START

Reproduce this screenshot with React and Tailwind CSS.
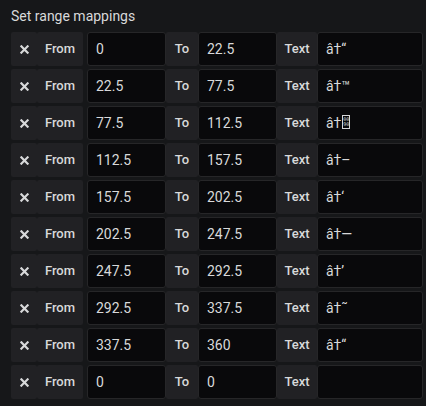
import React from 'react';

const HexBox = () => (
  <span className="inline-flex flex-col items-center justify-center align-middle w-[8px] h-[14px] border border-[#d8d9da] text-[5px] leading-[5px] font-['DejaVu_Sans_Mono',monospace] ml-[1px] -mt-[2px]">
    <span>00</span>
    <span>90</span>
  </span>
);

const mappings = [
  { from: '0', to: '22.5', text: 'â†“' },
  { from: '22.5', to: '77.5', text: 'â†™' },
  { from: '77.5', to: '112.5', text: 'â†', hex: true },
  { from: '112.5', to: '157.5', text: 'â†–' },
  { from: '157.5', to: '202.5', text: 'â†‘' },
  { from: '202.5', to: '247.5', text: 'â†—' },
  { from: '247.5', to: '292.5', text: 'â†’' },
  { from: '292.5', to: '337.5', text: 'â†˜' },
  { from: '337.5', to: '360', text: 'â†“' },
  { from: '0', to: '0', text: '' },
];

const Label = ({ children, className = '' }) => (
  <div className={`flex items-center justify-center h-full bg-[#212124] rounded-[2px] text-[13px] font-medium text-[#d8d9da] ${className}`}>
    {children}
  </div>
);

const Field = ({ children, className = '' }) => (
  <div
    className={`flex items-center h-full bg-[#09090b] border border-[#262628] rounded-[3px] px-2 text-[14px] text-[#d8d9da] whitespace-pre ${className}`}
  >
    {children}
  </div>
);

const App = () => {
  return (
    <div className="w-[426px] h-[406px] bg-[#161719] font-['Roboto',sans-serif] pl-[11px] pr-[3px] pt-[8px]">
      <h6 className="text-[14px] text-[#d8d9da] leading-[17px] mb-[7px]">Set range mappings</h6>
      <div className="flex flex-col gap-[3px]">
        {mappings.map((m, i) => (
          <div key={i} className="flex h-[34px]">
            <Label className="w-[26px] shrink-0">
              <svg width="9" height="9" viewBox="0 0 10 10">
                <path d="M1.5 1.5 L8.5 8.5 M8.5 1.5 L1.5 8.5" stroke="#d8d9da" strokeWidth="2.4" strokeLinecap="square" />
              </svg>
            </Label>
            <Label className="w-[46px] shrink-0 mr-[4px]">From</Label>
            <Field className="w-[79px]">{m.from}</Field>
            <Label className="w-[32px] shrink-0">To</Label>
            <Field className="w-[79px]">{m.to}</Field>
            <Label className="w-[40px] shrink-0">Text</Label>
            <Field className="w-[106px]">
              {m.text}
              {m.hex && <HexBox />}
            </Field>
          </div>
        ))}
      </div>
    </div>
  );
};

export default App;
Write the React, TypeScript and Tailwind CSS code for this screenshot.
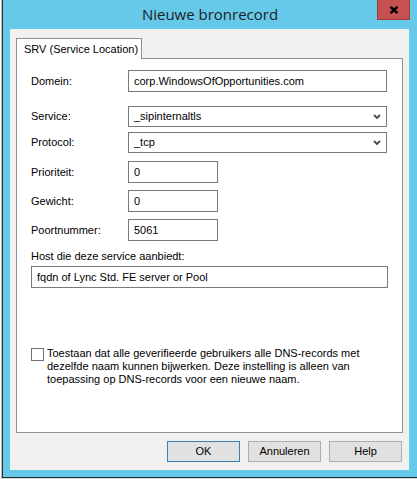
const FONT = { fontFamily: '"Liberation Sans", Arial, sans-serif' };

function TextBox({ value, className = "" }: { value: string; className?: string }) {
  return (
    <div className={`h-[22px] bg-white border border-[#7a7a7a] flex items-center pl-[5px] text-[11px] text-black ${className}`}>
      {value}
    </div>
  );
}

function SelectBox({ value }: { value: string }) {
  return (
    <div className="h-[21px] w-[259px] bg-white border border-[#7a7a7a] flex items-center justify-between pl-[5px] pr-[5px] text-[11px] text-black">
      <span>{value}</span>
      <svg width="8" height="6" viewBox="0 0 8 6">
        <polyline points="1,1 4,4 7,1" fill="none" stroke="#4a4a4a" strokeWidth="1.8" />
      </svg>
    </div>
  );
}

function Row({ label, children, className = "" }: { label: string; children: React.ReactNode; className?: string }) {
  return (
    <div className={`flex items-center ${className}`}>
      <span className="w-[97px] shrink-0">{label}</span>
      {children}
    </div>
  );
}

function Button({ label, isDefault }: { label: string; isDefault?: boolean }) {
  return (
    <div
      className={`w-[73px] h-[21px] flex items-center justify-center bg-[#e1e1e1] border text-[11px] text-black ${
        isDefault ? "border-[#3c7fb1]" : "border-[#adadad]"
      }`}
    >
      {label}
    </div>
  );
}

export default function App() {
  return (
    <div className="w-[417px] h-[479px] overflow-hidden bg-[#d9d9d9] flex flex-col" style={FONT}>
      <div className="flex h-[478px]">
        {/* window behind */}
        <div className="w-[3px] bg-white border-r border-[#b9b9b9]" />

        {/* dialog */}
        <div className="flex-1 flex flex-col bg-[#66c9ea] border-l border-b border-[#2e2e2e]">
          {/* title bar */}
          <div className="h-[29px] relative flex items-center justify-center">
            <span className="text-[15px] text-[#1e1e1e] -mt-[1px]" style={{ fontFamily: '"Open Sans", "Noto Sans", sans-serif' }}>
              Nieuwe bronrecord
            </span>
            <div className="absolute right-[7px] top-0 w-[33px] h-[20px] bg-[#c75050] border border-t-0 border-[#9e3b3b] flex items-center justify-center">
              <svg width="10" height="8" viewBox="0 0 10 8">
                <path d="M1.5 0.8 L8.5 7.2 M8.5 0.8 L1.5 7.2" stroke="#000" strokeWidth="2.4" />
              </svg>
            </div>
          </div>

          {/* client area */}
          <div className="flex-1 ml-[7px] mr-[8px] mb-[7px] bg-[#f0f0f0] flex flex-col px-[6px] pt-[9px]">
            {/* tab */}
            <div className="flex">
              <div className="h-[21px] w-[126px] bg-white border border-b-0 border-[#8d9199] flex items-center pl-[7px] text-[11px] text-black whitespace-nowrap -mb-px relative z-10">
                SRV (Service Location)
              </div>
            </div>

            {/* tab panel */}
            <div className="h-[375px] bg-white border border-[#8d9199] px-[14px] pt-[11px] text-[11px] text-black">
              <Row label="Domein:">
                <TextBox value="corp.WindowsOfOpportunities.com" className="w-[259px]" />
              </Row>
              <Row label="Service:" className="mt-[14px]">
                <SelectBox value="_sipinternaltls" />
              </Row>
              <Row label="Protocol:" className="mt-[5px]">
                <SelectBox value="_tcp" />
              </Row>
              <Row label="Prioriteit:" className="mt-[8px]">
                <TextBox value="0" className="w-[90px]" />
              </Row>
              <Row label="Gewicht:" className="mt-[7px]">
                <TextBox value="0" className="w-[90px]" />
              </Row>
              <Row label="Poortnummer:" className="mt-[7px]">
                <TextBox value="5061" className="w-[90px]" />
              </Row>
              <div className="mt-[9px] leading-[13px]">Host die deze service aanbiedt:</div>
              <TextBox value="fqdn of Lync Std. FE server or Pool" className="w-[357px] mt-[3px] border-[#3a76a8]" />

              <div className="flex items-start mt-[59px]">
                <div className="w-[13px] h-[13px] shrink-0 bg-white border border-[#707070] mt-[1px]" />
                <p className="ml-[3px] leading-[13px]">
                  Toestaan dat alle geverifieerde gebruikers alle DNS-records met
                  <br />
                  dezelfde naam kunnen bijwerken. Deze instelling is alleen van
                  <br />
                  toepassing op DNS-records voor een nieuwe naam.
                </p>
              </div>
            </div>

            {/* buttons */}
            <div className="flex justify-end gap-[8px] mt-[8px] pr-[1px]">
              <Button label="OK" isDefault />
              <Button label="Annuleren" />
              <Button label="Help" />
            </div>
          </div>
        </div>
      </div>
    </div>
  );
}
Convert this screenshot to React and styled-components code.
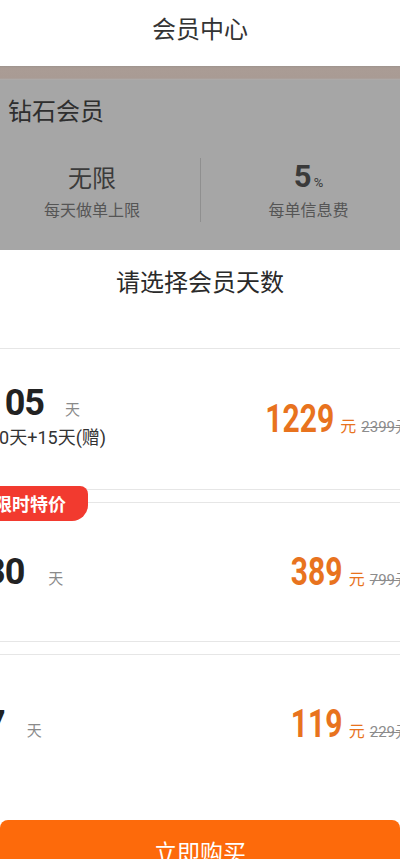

END

## Directive
Check all the records above and select each line where the string "this" is found.

## Written reply
Reproduce this screenshot with React and Tailwind CSS.
Write the React, TypeScript and Tailwind CSS code for this screenshot.
Convert this screenshot to React and styled-components code.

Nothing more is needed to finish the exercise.